Dataset excerpts:
--------------------

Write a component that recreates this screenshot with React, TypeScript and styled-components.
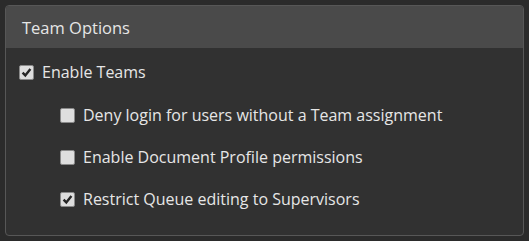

--------------------

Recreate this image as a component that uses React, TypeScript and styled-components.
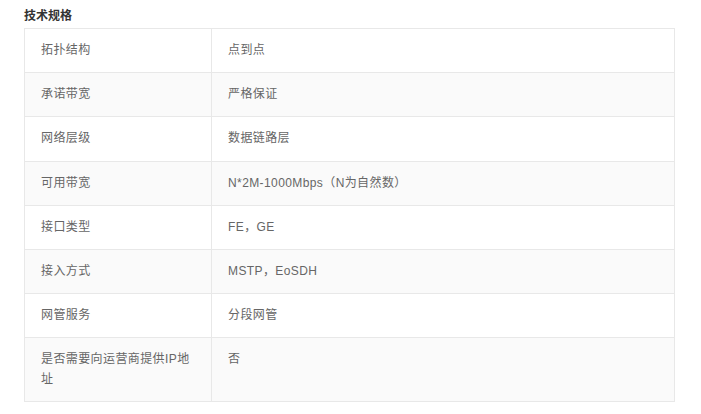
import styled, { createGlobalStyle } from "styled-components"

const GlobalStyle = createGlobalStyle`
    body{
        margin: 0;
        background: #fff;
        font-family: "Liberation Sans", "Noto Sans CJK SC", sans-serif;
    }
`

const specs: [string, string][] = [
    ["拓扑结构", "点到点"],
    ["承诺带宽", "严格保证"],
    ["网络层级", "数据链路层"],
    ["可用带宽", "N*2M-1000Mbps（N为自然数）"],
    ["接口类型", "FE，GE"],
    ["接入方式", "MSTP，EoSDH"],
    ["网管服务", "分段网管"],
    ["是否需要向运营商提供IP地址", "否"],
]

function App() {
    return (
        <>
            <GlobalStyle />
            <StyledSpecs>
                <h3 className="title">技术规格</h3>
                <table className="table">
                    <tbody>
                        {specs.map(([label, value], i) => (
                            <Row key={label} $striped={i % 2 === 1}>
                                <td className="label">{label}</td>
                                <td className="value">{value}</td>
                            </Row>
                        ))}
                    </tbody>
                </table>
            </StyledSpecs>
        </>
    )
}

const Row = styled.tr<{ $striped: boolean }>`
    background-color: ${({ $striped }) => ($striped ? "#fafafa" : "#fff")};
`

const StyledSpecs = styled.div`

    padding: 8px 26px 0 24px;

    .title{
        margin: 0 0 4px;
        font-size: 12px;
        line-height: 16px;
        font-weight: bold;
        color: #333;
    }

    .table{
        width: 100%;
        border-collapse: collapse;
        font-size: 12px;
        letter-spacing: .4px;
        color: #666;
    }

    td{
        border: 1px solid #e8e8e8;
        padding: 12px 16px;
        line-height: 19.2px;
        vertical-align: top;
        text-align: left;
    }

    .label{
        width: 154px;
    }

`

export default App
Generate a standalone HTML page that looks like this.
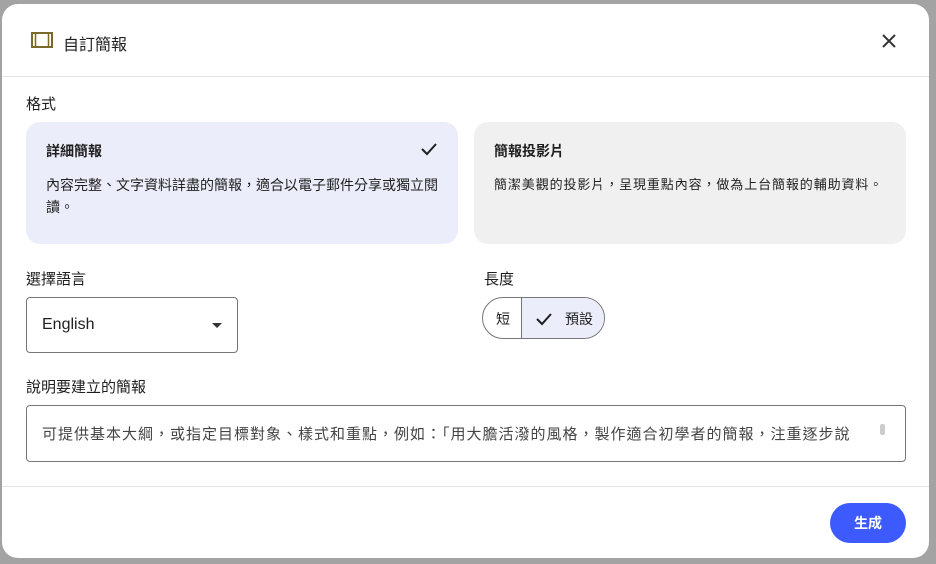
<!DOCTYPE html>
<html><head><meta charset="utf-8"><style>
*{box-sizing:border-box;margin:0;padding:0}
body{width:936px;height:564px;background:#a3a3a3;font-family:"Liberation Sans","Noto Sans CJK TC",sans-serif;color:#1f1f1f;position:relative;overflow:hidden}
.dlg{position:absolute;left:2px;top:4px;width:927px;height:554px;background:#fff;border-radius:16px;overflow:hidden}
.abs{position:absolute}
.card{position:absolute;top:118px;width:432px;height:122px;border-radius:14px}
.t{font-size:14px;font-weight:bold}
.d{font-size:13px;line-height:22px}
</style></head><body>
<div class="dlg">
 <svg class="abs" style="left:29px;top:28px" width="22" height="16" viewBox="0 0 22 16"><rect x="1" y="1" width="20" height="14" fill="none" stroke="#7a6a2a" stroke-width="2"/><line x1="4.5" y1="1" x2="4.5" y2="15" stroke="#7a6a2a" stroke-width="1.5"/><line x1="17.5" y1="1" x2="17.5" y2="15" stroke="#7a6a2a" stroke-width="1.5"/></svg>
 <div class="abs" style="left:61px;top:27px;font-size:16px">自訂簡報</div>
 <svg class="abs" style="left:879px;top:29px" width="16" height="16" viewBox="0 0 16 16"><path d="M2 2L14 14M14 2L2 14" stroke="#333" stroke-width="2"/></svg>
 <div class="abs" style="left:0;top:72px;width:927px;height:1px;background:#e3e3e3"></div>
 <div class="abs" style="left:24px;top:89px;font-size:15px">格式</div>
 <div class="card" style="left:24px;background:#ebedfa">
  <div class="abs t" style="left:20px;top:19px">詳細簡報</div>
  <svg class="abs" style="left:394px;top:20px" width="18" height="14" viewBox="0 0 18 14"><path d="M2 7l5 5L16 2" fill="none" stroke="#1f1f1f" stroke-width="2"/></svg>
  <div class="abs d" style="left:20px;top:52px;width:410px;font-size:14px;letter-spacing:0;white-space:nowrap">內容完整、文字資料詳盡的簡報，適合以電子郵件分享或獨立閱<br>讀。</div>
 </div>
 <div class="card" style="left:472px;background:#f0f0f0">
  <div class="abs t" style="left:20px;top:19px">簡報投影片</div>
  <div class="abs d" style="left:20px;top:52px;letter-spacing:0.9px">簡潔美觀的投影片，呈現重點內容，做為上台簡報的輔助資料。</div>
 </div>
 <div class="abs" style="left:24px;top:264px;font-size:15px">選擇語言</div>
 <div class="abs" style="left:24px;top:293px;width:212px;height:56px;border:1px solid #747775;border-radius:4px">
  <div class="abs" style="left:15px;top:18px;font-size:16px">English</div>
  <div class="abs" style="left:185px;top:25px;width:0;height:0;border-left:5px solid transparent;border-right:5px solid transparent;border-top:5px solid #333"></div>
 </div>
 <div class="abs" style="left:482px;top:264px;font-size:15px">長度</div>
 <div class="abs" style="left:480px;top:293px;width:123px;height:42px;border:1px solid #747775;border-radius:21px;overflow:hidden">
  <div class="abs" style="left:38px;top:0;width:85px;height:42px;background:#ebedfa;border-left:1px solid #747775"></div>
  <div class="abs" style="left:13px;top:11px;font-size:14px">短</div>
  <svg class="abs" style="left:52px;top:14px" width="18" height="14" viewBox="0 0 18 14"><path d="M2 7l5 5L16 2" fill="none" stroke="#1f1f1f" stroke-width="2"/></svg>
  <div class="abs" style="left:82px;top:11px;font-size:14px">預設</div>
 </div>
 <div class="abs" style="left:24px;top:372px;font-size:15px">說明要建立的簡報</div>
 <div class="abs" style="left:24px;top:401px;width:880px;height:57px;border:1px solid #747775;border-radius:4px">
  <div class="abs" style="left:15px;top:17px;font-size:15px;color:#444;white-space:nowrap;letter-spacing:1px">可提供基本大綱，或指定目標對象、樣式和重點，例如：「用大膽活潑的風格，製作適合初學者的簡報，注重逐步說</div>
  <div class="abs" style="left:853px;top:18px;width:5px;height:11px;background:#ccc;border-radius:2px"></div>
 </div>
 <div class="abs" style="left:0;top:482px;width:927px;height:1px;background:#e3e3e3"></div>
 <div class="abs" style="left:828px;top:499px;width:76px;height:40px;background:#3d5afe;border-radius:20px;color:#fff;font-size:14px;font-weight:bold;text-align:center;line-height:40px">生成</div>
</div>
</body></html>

--------------------

Aim:
In the lines above, locate the string "components". Copy every line where it occurs.

Answer for this exercise:
Write a component that recreates this screenshot with React, TypeScript and styled-components.
Recreate this image as a component that uses React, TypeScript and styled-components.
import styled, { createGlobalStyle } from "styled-components"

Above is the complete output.